Lars Jaeger (7 August 1969 – 21 June 2024) was a Swiss-German author, entrepreneur, financial theorist, and alternative investment manager. He published on the history and philosophy of science, technology, and has in the past been an author on hedge funds, quantitative investing, and risk management. In his widely read blog as well as other media he frequently wrote on issues concerning scientific developments, new technologies, and their meaning for society. He was the author of many books on various topics. In 2014, Jaeger published a universal history of science (in German), and in September 2016 a book on the interplay of science and spirituality (again in German). His next book "Supermacht Wissenschaften" ("Superpower Science", 2017, again in German) outlines scenarios of mankind's technological future. His 2018 book "The Second Quantum Revolution - From Entanglement to Quantum Computing and Other Super-Technologies" (2018, English as well as German editions) deals with the latest quantum technologies. His 2019 book "Mehr Zukunft wagen" (Daring more future", 2019, in German) is a confrontation with the impending technological upheavals that lead to what Jaeger calls “The Human Crisis”. In 2020 he published "Sternstunden der Wissenschaft. A Success Story of Thinking" (in German) in which he describes the triumph of science on the basis of four essential intellectual virtues. His 2021 book "Ways Out of the Climate Catastrophe - Ingredients for a Sustainable Energy and Climate Policy" provides an outlook on a possible climate-friendly economy of the future.

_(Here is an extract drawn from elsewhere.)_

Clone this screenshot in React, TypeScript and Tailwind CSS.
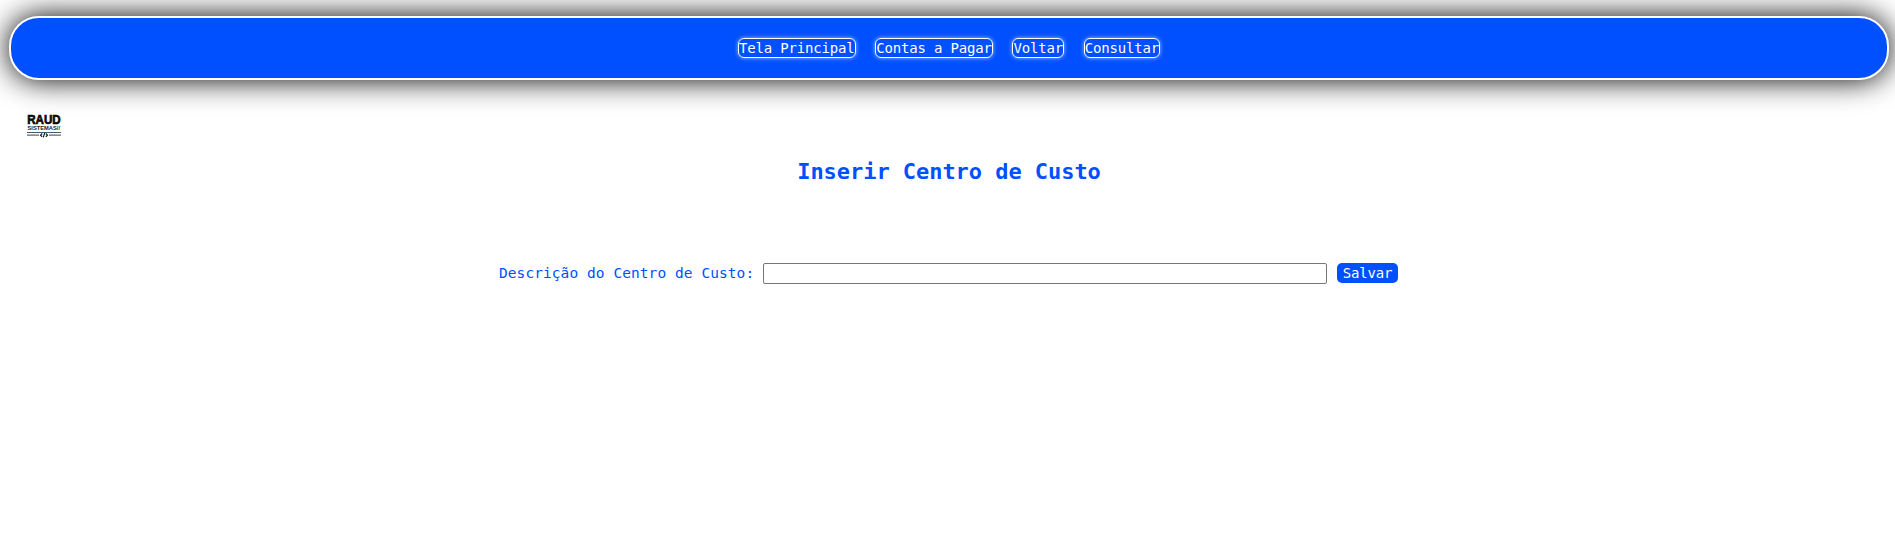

In 2022 Jaeger published two books: 1. "Emmy Noether - Her rocky Path to the top of Mathematics" (in German) and 2. "The Stumbling Progress of 20th Century Science - How Crises and Great Minds Have Shaped Our Modern World". The first gives a biography - readable also for non-mathematicians - of the greatest female mathematician in history. The second book describes the revolutionary development of ALL sciences from around 1880 to 1950.
Two more books are in the process of being published.

Jaeger has for many years been an influential voice in the hedge fund industry on fostering developments towards more transparency, liquidity, and cost efficiency. He was the founder and CEO of Alternative Beta Partners AG and served GAM as Head of Alternative Risk Premia.

== Background ==

Prior to founding Alternative Beta Partners in early 2010 Jaeger had served Partners Group as a partner for eight years. He was a co-founder of saisGroup, a hedge funds asset management firm, which merged into Partners Group in 2001. Jaeger started his finance career in 1997 at the quantitative research firm Olsen & Associates in Zurich. Before he studied physics and philosophy at the University of Bonn in Germany and École Polytechnique in Paris and held a doctorate degree in theoretical physics from the Max Planck Institute for the Physics of Complex Systems in Dresden, where he also performed post-doctoral studies in the field of non-linear dynamics.

== Commentaries on hedge funds ==

Jaeger frequently commented in print, online, and on television on financial issues, particularly around hedge funds, their return sources and risk management for alternative investment strategies.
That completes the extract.